Furthermore, there is nothing worse than a customer chasing up their problem within your company and having to speak to a different person each time. They should only ever have to explain a problem once, and the customer services representative must fully take this on and keep them updated on the progress, rather than waiting for customers to keep calling.
- Work with the customer.
Part of committing to the customer is sharing the stress and burden of things going wrong. Treat this issue as ‘our’ problem, rather than ‘your’ problem. Customers need to rest assured that you’re on top of everything, and fully understand the inconvenience this may have caused to them. The last thing they want is to feel isolated! Using words such as “we” and “our” is key to this.
- Show you care (and understand).
This comes from asking questions. Make sure you get a full picture of the customer’s needs; clarify and confirm all the details of the situation, and make sure you also keep them fully informed of what you’re doing to resolve their problem. Ask questions about the impact of this issue, how it may affect timescales and deadlines; in essence, use as many questions as you can to demonstrate your empathy.
- Focus on the positives.
Instead of saying what you can’t do, say what you can do and what you have already done. Make up for your inability to change things by adding extra value. Either way, make it clear to the customer that you are actively working on the situation. There is nothing worse than speaking to a customer services representative who appears utterly powerless. You find yourself saying “Is there nothing that you can do?” and demanding to speak to people higher up in the chain of authority. This is frustrating, time-consuming and isolating for the customer.
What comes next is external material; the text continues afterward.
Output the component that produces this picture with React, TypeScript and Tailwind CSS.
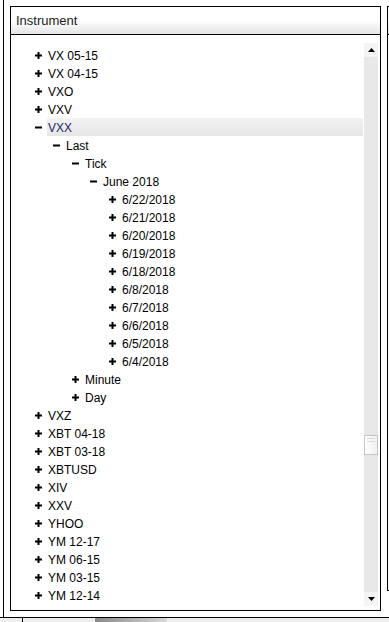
import React from "react";

type Node = { label: string; level: number; open?: boolean; selected?: boolean };

const rows: Node[] = [
  { label: "VX 05-15", level: 0 },
  { label: "VX 04-15", level: 0 },
  { label: "VXO", level: 0 },
  { label: "VXV", level: 0 },
  { label: "VXX", level: 0, open: true, selected: true },
  { label: "Last", level: 1, open: true },
  { label: "Tick", level: 2, open: true },
  { label: "June 2018", level: 3, open: true },
  { label: "6/22/2018", level: 4 },
  { label: "6/21/2018", level: 4 },
  { label: "6/20/2018", level: 4 },
  { label: "6/19/2018", level: 4 },
  { label: "6/18/2018", level: 4 },
  { label: "6/8/2018", level: 4 },
  { label: "6/7/2018", level: 4 },
  { label: "6/6/2018", level: 4 },
  { label: "6/5/2018", level: 4 },
  { label: "6/4/2018", level: 4 },
  { label: "Minute", level: 2 },
  { label: "Day", level: 2 },
  { label: "VXZ", level: 0 },
  { label: "XBT 04-18", level: 0 },
  { label: "XBT 03-18", level: 0 },
  { label: "XBTUSD", level: 0 },
  { label: "XIV", level: 0 },
  { label: "XXV", level: 0 },
  { label: "YHOO", level: 0 },
  { label: "YM 12-17", level: 0 },
  { label: "YM 06-15", level: 0 },
  { label: "YM 03-15", level: 0 },
  { label: "YM 12-14", level: 0 },
];

// left padding per depth, roughly 18px a level
const indent = ["pl-[24px]", "pl-[42px]", "pl-[61px]", "pl-[79px]", "pl-[98px]"];

function Toggle({ open }: { open?: boolean }) {
  return (
    <svg width="7" height="7" viewBox="0 0 7 7" className="block">
      <rect x="0" y="2.5" width="7" height="2" fill="#000" />
      {!open && <rect x="2.5" y="0" width="2" height="7" fill="#000" />}
    </svg>
  );
}

function TreeRow({ node }: { node: Node }) {
  return (
    <div className={`flex h-[18px] items-center ${indent[node.level]}`}>
      <div className="flex w-[12px] shrink-0 items-center pt-[1px]">
        <Toggle open={node.open} />
      </div>
      <span
        className={`flex h-[18px] items-center pl-[1px] pt-[2px] text-[12px] leading-none ${
          node.selected
            ? "flex-1 bg-gradient-to-b from-[#f2f2f2] to-[#e6e6e6] text-[#26266e]"
            : "text-black"
        }`}
      >
        {node.label}
      </span>
    </div>
  );
}

function ScrollBar() {
  return (
    <div className="mb-[4px] mr-[2px] mt-[8px] flex w-[14px] shrink-0 flex-col bg-[#e8e8e8]">
      <div className="flex h-[14px] items-center justify-center bg-[#f4f4f4]">
        <svg width="7" height="4" viewBox="0 0 7 4">
          <path d="M0 4 L3.5 0 L7 4 Z" fill="#000" />
        </svg>
      </div>
      <div className="h-[378px]" />
      <div className="flex h-[20px] flex-col gap-[2px] border border-[#c6c6c6] bg-gradient-to-r from-white to-[#f0f0f0] px-[2px] pt-[2px]">
        <div className="h-px bg-[#dcdcdc]" />
        <div className="h-px bg-[#dcdcdc]" />
      </div>
      <div className="flex-1" />
      <div className="flex h-[14px] items-center justify-center bg-[#f4f4f4]">
        <svg width="7" height="4" viewBox="0 0 7 4">
          <path d="M0 0 L7 0 L3.5 4 Z" fill="#000" />
        </svg>
      </div>
    </div>
  );
}

function PanelHeader({ title }: { title?: string }) {
  return (
    <div className="flex h-[28px] items-center border-b border-black bg-gradient-to-b from-white via-white to-[#e4e4e4] pl-[5px] pt-[1px] text-[13px] text-[#222]">
      {title}
    </div>
  );
}

export default function App() {
  return (
    <div className="h-[622px] w-[389px] overflow-hidden bg-white font-['Liberation_Sans',Arial,sans-serif]">
      <div className="h-[618px] border-b border-black">
        <div className="ml-[3px] flex h-full border-l border-black">
          {/* Instrument panel */}
          <div className="ml-[6px] mt-[6px] flex h-[605px] w-[371px] shrink-0 flex-col border border-black">
            <PanelHeader title="Instrument" />
            <div className="flex h-[575px] overflow-hidden">
              <div className="flex-1 pr-[1px] pt-[11px]">
                {rows.map((n, i) => (
                  <TreeRow key={i} node={n} />
                ))}
              </div>
              <ScrollBar />
            </div>
          </div>
          {/* next panel, cut off at the right edge */}
          <div className="ml-[6px] mt-[6px] flex h-[585px] w-[40px] shrink-0 flex-col border border-black">
            <PanelHeader />
          </div>
        </div>
      </div>
      <div className="flex h-[4px] bg-[#eeeeee]">
        <div className="ml-[22px] w-px bg-black" />
        <div className="ml-[72px] w-[72px] bg-gradient-to-r from-[#8a8a8a] to-[#d8d8d8]" />
      </div>
    </div>
  );
}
Use phrases such as “What I can do…”
“I will make sure to…”
“Please let me know if there is anything else I can do”
Where, as mentioned earlier, the problem is shared between the provider and customer, the onus is on customer services to do all the leg work in fixing the issue. This shows that you are taking responsibility for the problem, which is one of the more reassuring things the customer can hear. The most unprofessional thing to do when something goes wrong is to start blaming others, or to start with disempowering negatives such as “I can’t….” or “It’s not possible…”.
- Think outside the box.
Stretch your mind to see what is possible and how you can creatively solve the situation. If you don’t normally do something, but could make an exception for the customer, this will make them feel like you’re going out of your way to assist them.
If there are complications further along a supply chain, or something has gone missing or got lost, excellent customer service personnel or sales people will always go beyond customer expectations to appease their clients. Depending on the situation, this could be a matter of discount, free delivery or an extra product thrown in. Ensure that you’ve listened to the customer, understand what their pressures and problems are and, apologise for things going wrong through your actions as well as your words.
- Tone of voice.
When speaking on the phone (or in email messages), tone of voice is 50% of communication. Be warm, understanding and calm. Ideally, the customer will eventually mirror this, and you can productively work together to solve the issue.
This also includes not talking too much. Although you will need to give explanations, it’s also important not to interrupt or talk over the customer, or dismiss what they’re saying. If they feel like they’re being heard, then the overall situation is already better. This makes your job slightly easier, but also shows that the company is willing to listen and interact with customers.
Resolving customer problems is never easy, but it can be made more difficult than necessary if approached the wrong way. With these seven tips, your customer relations may just ease that little bit more and instead of the customer thinking “I’m never going back to them”, they may think “If anything goes wrong, I know they can handle it”.